Caine plays Fred Ballinger, a composer who's put down pen his baton and sees nothing left in the world to excite him. At the insistence of daughter and PA Lena (Weisz), Fred is getting the twice over at a spa in the Swiss Alps, where film director pal Mickey (Keitel) is trying to knock the script for his twilight tour de force into shape. 

In between treatments Fred and Mickey walk, talk about old times, interrogate each other on their urinary output and bet on whether a couple they see at dinner each night will ever have a conversation. To the outsider it seems that Mickey has far more of an appetite for the here and now, but the arrival of a royal emissary, and a friendship with a young actor (Dano), may just shake Fred out of his stupor.
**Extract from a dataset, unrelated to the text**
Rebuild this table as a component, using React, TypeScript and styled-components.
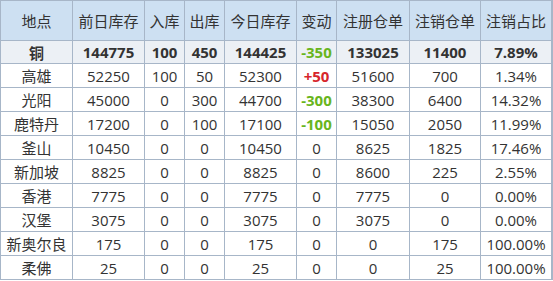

Having won many new fans with his Oscar-winning The Great Beauty, Sorrentino will once again increase his posse with Youth. Here gorgeous visuals and great music - no spoilers - do wonders for eyes and ears while Caine and his co-stars prove the best of visitors to both head and heart - you may be surprised at just how much you well up watching. At times, the pace is a little slow but there's always another treasure to stockpile soon enough.

As for a happy ending, well Youth will really make you think about the most important one of all - your own.